» **Data section**

>> BEGIN

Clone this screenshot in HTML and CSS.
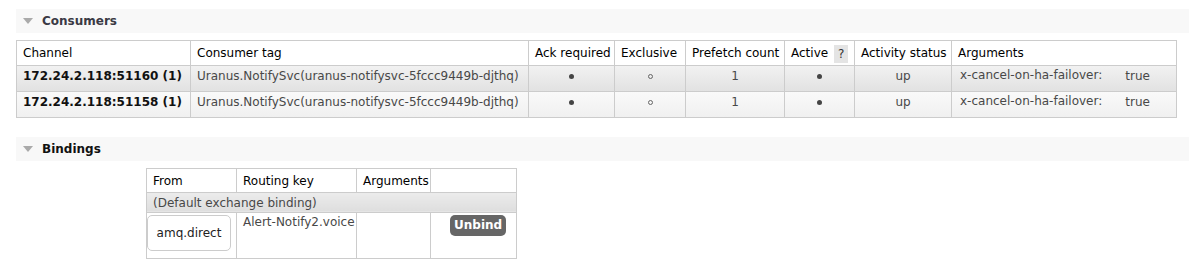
FILE: index.html
```html
<!DOCTYPE html>
<html lang="en">
<head>
    <meta charset="UTF-8">
    <title>Queue - Consumers and Bindings</title>
    <link rel="stylesheet" href="styles.css">
</head>
<body>
    <div class="page">
        <section class="section">
            <h2 class="section-head"><span class="toggle"></span>Consumers</h2>
            <table class="list consumers">
                <thead>
                    <tr>
                        <th class="c-channel">Channel</th>
                        <th class="c-tag">Consumer tag</th>
                        <th class="c-ack">Ack required</th>
                        <th class="c-excl">Exclusive</th>
                        <th class="c-prefetch">Prefetch count</th>
                        <th class="c-active">Active <span class="help">?</span></th>
                        <th class="c-status">Activity status</th>
                        <th class="c-args">Arguments</th>
                    </tr>
                </thead>
                <tbody>
                    <tr class="alt1">
                        <td class="channel">172.24.2.118:51160 (1)</td>
                        <td>Uranus.NotifySvc(uranus-notifysvc-5fccc9449b-djthq)</td>
                        <td class="c"><span class="dot"></span></td>
                        <td class="c"><span class="ring"></span></td>
                        <td class="c">1</td>
                        <td class="c"><span class="dot"></span></td>
                        <td class="c">up</td>
                        <td class="args">
                            <table class="facts">
                                <tr><th>x-cancel-on-ha-failover:</th><td>true</td></tr>
                            </table>
                        </td>
                    </tr>
                    <tr class="alt2">
                        <td class="channel">172.24.2.118:51158 (1)</td>
                        <td>Uranus.NotifySvc(uranus-notifysvc-5fccc9449b-djthq)</td>
                        <td class="c"><span class="dot"></span></td>
                        <td class="c"><span class="ring"></span></td>
                        <td class="c">1</td>
                        <td class="c"><span class="dot"></span></td>
                        <td class="c">up</td>
                        <td class="args">
                            <table class="facts">
                                <tr><th>x-cancel-on-ha-failover:</th><td>true</td></tr>
                            </table>
                        </td>
                    </tr>
                </tbody>
            </table>
        </section>

        <section class="section bindings-section">
            <h2 class="section-head dark"><span class="toggle"></span>Bindings</h2>
            <div class="bindings-wrap">
                <table class="list bindings">
                    <thead>
                        <tr>
                            <th class="b-from">From</th>
                            <th class="b-key">Routing key</th>
                            <th class="b-args">Arguments</th>
                            <th class="b-act"></th>
                        </tr>
                    </thead>
                    <tbody>
                        <tr class="default-row">
                            <td colspan="4">(Default exchange binding)</td>
                        </tr>
                        <tr class="binding-row">
                            <td class="from"><span class="exchange">amq.direct</span></td>
                            <td>Alert-Notify2.voice</td>
                            <td></td>
                            <td><button class="unbind">Unbind</button></td>
                        </tr>
                    </tbody>
                </table>
            </div>
        </section>
    </div>
</body>
</html>
```

FILE: styles.css
```css
/* General */
body {
    margin: 0;
    background: #fff;
    font-family: "DejaVu Sans", Verdana, sans-serif;
    font-size: 12px;
    line-height: 14px;
    color: #484848;
}

.page {
    padding: 9px 0 0 16px;
}

/* Section headers */
.section-head {
    margin: 0;
    height: 24px;
    display: flex;
    align-items: center;
    background: #f8f8f8;
    font-size: 12px;
    font-weight: bold;
    color: #3a3a44;
}

.section-head.dark {
    color: #111;
}

.toggle {
    width: 0;
    height: 0;
    margin: 0 9px 0 7px;
    border-left: 5px solid transparent;
    border-right: 5px solid transparent;
    border-top: 6px solid #aaa;
}

.bindings-section {
    margin-top: 19px;
}

/* Tables */
table.list {
    border-collapse: collapse;
    margin-top: 7px;
    table-layout: fixed;
}

table.list > thead > tr > th,
table.list > tbody > tr > td {
    border: 1px solid #ccc;
    white-space: nowrap;
    overflow: hidden;
}

table.list > thead > tr > th {
    padding: 5px 6px 4px;
    font-weight: normal;
    color: #000;
    text-align: left;
    background: #fff;
}

table.list > tbody > tr > td {
    padding: 3px 6px 8px;
    vertical-align: top;
}

table.consumers {
    width: 1160px;
}

.c-channel { width: 161px; }
.c-tag { width: 325px; }
.c-ack { width: 73px; }
.c-excl { width: 58px; }
.c-prefetch { width: 86px; }
.c-active { width: 57px; }
.c-status { width: 84px; }
.c-args { width: 212px; }

.help {
    display: inline-block;
    vertical-align: middle;
    background: #e4e4e4;
    color: #333;
    padding: 2px 4px;
    margin: -2px 0 -2px 2px;
    line-height: 14px;
}

tr.alt1 {
    background: linear-gradient(#f2f2f2, #e2e2e2);
}

tr.alt2 {
    background: linear-gradient(#fafafa, #f0f0f0);
}

td.channel {
    font-weight: bold;
    color: #111;
}

td.c {
    text-align: center;
}

.dot,
.ring {
    display: inline-block;
    vertical-align: middle;
    border-radius: 50%;
}

.dot {
    width: 5px;
    height: 5px;
    background: #444;
}

.ring {
    width: 3px;
    height: 3px;
    border: 1px solid #666;
}

table.list > tbody > tr > td.args {
    padding: 2px 6px 0;
}

table.facts {
    border-collapse: collapse;
}

table.facts th {
    font-weight: normal;
    text-align: left;
    padding: 0 2px;
    color: #484848;
}

table.facts td {
    padding: 1px 0 0 21px;
}

/* Bindings */
.bindings-wrap {
    padding-left: 130px;
}

table.bindings {
    width: 370px;
}

.b-from { width: 77px; }
.b-key { width: 107px; }
.b-args { width: 61px; }
.b-act { width: 73px; }

table.list > tbody > tr.default-row > td {
    padding: 3px 6px 2px;
    background: linear-gradient(#ececec, #dedede);
}

table.list > tbody > tr.binding-row > td {
    padding: 2px 6px 0;
}

table.list > tbody > tr.binding-row > td.from {
    padding: 2px 4px 7px 0;
}

.exchange {
    display: flex;
    align-items: center;
    justify-content: center;
    width: 82px;
    height: 34px;
    border: 1px solid #ccc;
    border-radius: 5px;
    background: #fff;
    color: #222;
}

button.unbind {
    margin: 0 0 0 13px;
    padding: 0 4px;
    height: 21px;
    border: none;
    border-radius: 5px;
    background: #666;
    color: #fff;
    font-family: "DejaVu Sans", Verdana, sans-serif;
    font-size: 12px;
    font-weight: bold;
}
```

>> END

» **Your instructions**
All of the lines above should be printed exactly, minus the pictures.

» **Right answer**
Clone this screenshot in HTML and CSS.
FILE: index.html
```html
<!DOCTYPE html>
<html lang="en">
<head>
    <meta charset="UTF-8">
    <title>Queue - Consumers and Bindings</title>
    <link rel="stylesheet" href="styles.css">
</head>
<body>
    <div class="page">
        <section class="section">
            <h2 class="section-head"><span class="toggle"></span>Consumers</h2>
            <table class="list consumers">
                <thead>
                    <tr>
                        <th class="c-channel">Channel</th>
                        <th class="c-tag">Consumer tag</th>
                        <th class="c-ack">Ack required</th>
                        <th class="c-excl">Exclusive</th>
                        <th class="c-prefetch">Prefetch count</th>
                        <th class="c-active">Active <span class="help">?</span></th>
                        <th class="c-status">Activity status</th>
                        <th class="c-args">Arguments</th>
                    </tr>
                </thead>
                <tbody>
                    <tr class="alt1">
                        <td class="channel">172.24.2.118:51160 (1)</td>
                        <td>Uranus.NotifySvc(uranus-notifysvc-5fccc9449b-djthq)</td>
                        <td class="c"><span class="dot"></span></td>
                        <td class="c"><span class="ring"></span></td>
                        <td class="c">1</td>
                        <td class="c"><span class="dot"></span></td>
                        <td class="c">up</td>
                        <td class="args">
                            <table class="facts">
                                <tr><th>x-cancel-on-ha-failover:</th><td>true</td></tr>
                            </table>
                        </td>
                    </tr>
                    <tr class="alt2">
                        <td class="channel">172.24.2.118:51158 (1)</td>
                        <td>Uranus.NotifySvc(uranus-notifysvc-5fccc9449b-djthq)</td>
                        <td class="c"><span class="dot"></span></td>
                        <td class="c"><span class="ring"></span></td>
                        <td class="c">1</td>
                        <td class="c"><span class="dot"></span></td>
                        <td class="c">up</td>
                        <td class="args">
                            <table class="facts">
                                <tr><th>x-cancel-on-ha-failover:</th><td>true</td></tr>
                            </table>
                        </td>
                    </tr>
                </tbody>
            </table>
        </section>

        <section class="section bindings-section">
            <h2 class="section-head dark"><span class="toggle"></span>Bindings</h2>
            <div class="bindings-wrap">
                <table class="list bindings">
                    <thead>
                        <tr>
                            <th class="b-from">From</th>
                            <th class="b-key">Routing key</th>
                            <th class="b-args">Arguments</th>
                            <th class="b-act"></th>
                        </tr>
                    </thead>
                    <tbody>
                        <tr class="default-row">
                            <td colspan="4">(Default exchange binding)</td>
                        </tr>
                        <tr class="binding-row">
                            <td class="from"><span class="exchange">amq.direct</span></td>
                            <td>Alert-Notify2.voice</td>
                            <td></td>
                            <td><button class="unbind">Unbind</button></td>
                        </tr>
                    </tbody>
                </table>
            </div>
        </section>
    </div>
</body>
</html>
```

FILE: styles.css
```css
/* General */
body {
    margin: 0;
    background: #fff;
    font-family: "DejaVu Sans", Verdana, sans-serif;
    font-size: 12px;
    line-height: 14px;
    color: #484848;
}

.page {
    padding: 9px 0 0 16px;
}

/* Section headers */
.section-head {
    margin: 0;
    height: 24px;
    display: flex;
    align-items: center;
    background: #f8f8f8;
    font-size: 12px;
    font-weight: bold;
    color: #3a3a44;
}

.section-head.dark {
    color: #111;
}

.toggle {
    width: 0;
    height: 0;
    margin: 0 9px 0 7px;
    border-left: 5px solid transparent;
    border-right: 5px solid transparent;
    border-top: 6px solid #aaa;
}

.bindings-section {
    margin-top: 19px;
}

/* Tables */
table.list {
    border-collapse: collapse;
    margin-top: 7px;
    table-layout: fixed;
}

table.list > thead > tr > th,
table.list > tbody > tr > td {
    border: 1px solid #ccc;
    white-space: nowrap;
    overflow: hidden;
}

table.list > thead > tr > th {
    padding: 5px 6px 4px;
    font-weight: normal;
    color: #000;
    text-align: left;
    background: #fff;
}

table.list > tbody > tr > td {
    padding: 3px 6px 8px;
    vertical-align: top;
}

table.consumers {
    width: 1160px;
}

.c-channel { width: 161px; }
.c-tag { width: 325px; }
.c-ack { width: 73px; }
.c-excl { width: 58px; }
.c-prefetch { width: 86px; }
.c-active { width: 57px; }
.c-status { width: 84px; }
.c-args { width: 212px; }

.help {
    display: inline-block;
    vertical-align: middle;
    background: #e4e4e4;
    color: #333;
    padding: 2px 4px;
    margin: -2px 0 -2px 2px;
    line-height: 14px;
}

tr.alt1 {
    background: linear-gradient(#f2f2f2, #e2e2e2);
}

tr.alt2 {
    background: linear-gradient(#fafafa, #f0f0f0);
}

td.channel {
    font-weight: bold;
    color: #111;
}

td.c {
    text-align: center;
}

.dot,
.ring {
    display: inline-block;
    vertical-align: middle;
    border-radius: 50%;
}

.dot {
    width: 5px;
    height: 5px;
    background: #444;
}

.ring {
    width: 3px;
    height: 3px;
    border: 1px solid #666;
}

table.list > tbody > tr > td.args {
    padding: 2px 6px 0;
}

table.facts {
    border-collapse: collapse;
}

table.facts th {
    font-weight: normal;
    text-align: left;
    padding: 0 2px;
    color: #484848;
}

table.facts td {
    padding: 1px 0 0 21px;
}

/* Bindings */
.bindings-wrap {
    padding-left: 130px;
}

table.bindings {
    width: 370px;
}

.b-from { width: 77px; }
.b-key { width: 107px; }
.b-args { width: 61px; }
.b-act { width: 73px; }

table.list > tbody > tr.default-row > td {
    padding: 3px 6px 2px;
    background: linear-gradient(#ececec, #dedede);
}

table.list > tbody > tr.binding-row > td {
    padding: 2px 6px 0;
}

table.list > tbody > tr.binding-row > td.from {
    padding: 2px 4px 7px 0;
}

.exchange {
    display: flex;
    align-items: center;
    justify-content: center;
    width: 82px;
    height: 34px;
    border: 1px solid #ccc;
    border-radius: 5px;
    background: #fff;
    color: #222;
}

button.unbind {
    margin: 0 0 0 13px;
    padding: 0 4px;
    height: 21px;
    border: none;
    border-radius: 5px;
    background: #666;
    color: #fff;
    font-family: "DejaVu Sans", Verdana, sans-serif;
    font-size: 12px;
    font-weight: bold;
}
```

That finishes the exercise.